By re-inpainting, we double the resolution of the generated content for the small contiguous mask regions, cf. Figure 7A bottom right, as well as for the masked boundary areas, cf. Figure 7A upper left. Moreover, through the latter, we achieve smoothing of the intense decay in resolution between the unmasked regions and the generated content arising from step 1. Finally, we scale our image back to the original input resolution and stitch the generated content to the original image to maintain the original resolution for unmasked areas.
For us, it was impressive to see how AI-based inpainting can successfully and deceptively realistic fill in missing information. Not only the consideration of structural (semantic) content is an advantage compared to conventional approaches, but especially the decreased demand on required hardware. In our view, this opens up the opportunity to reach a much larger group of users of inpainting algorithms: in place of using powerful hardware and professional software, mobile devices could achieve small but decisive changes.
In summary, we have dealt with the application of high-resolution images, which is undoubtedly gaining in importance due to the ever-improving smartphone cameras. Processing high-resolution images entail an increasing number of pixels to "inpaint" and could further lead to quality as well as performance issues. Thus, we decided to improve the output of low-resolution networks and to provide them with more information to support a subsequent upscaling procedure.
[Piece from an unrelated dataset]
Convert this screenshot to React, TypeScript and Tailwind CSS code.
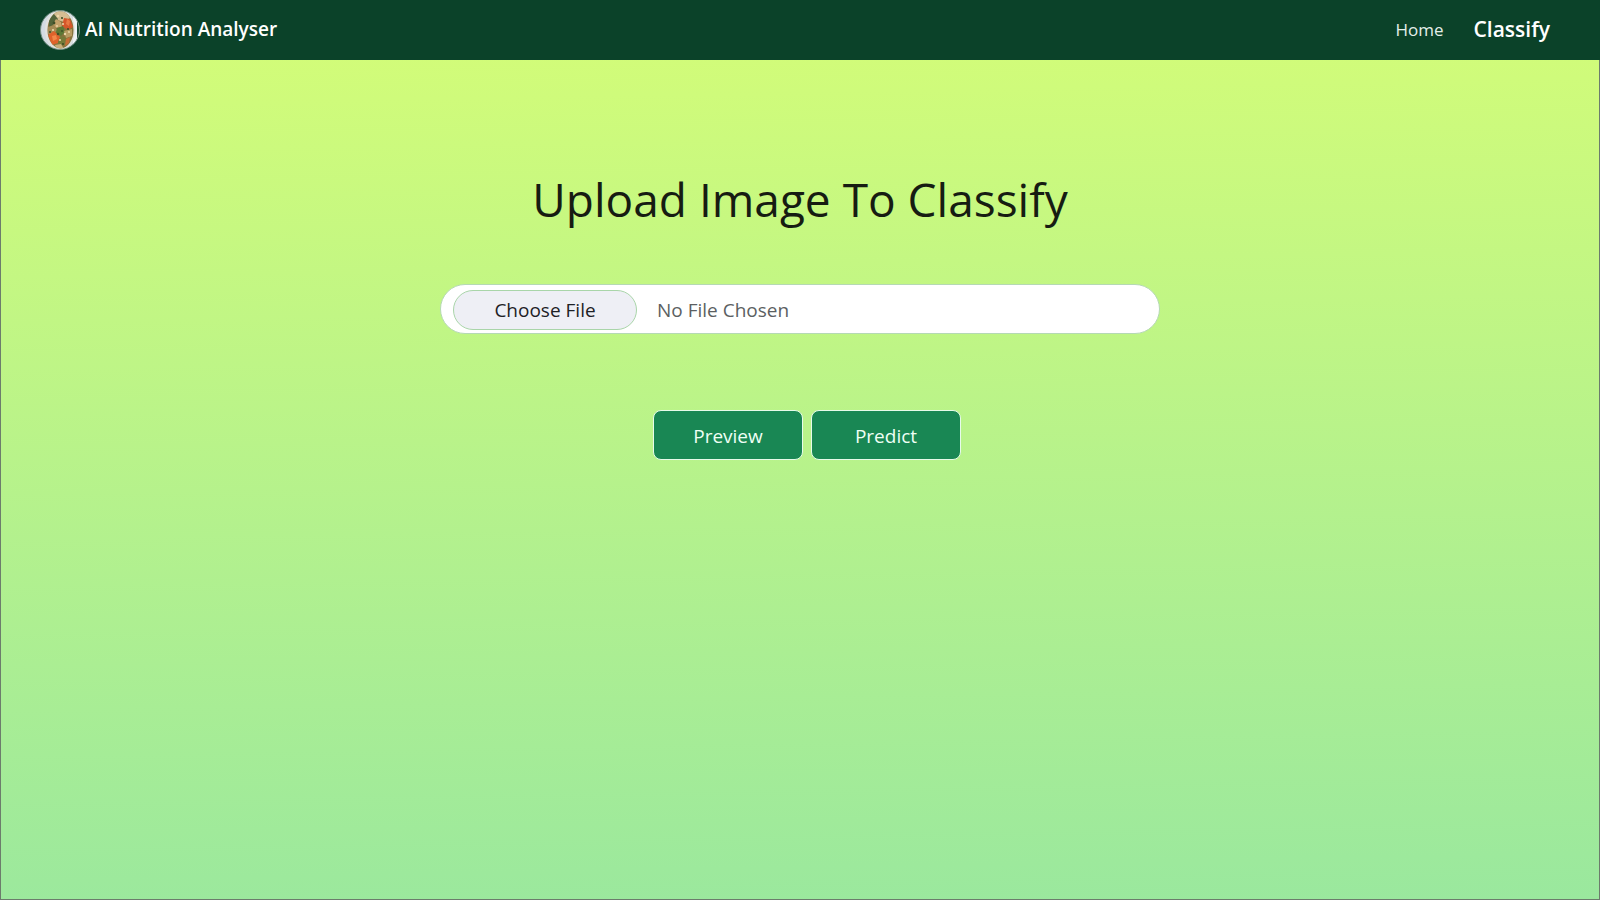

We have implemented two different approaches, shrinking-mask and two-step-approach that can be applied independently or in a combined manner. It turned out that both methods subjectively increased the image quality. However, this comes along with higher computational demands, as models are applied multiple times.
Overall, we think that the combination of these two approaches will represent a good toolkit for AI-based high-resolution image inpainting. But we’ll keep an eye on the upcoming scientific developments.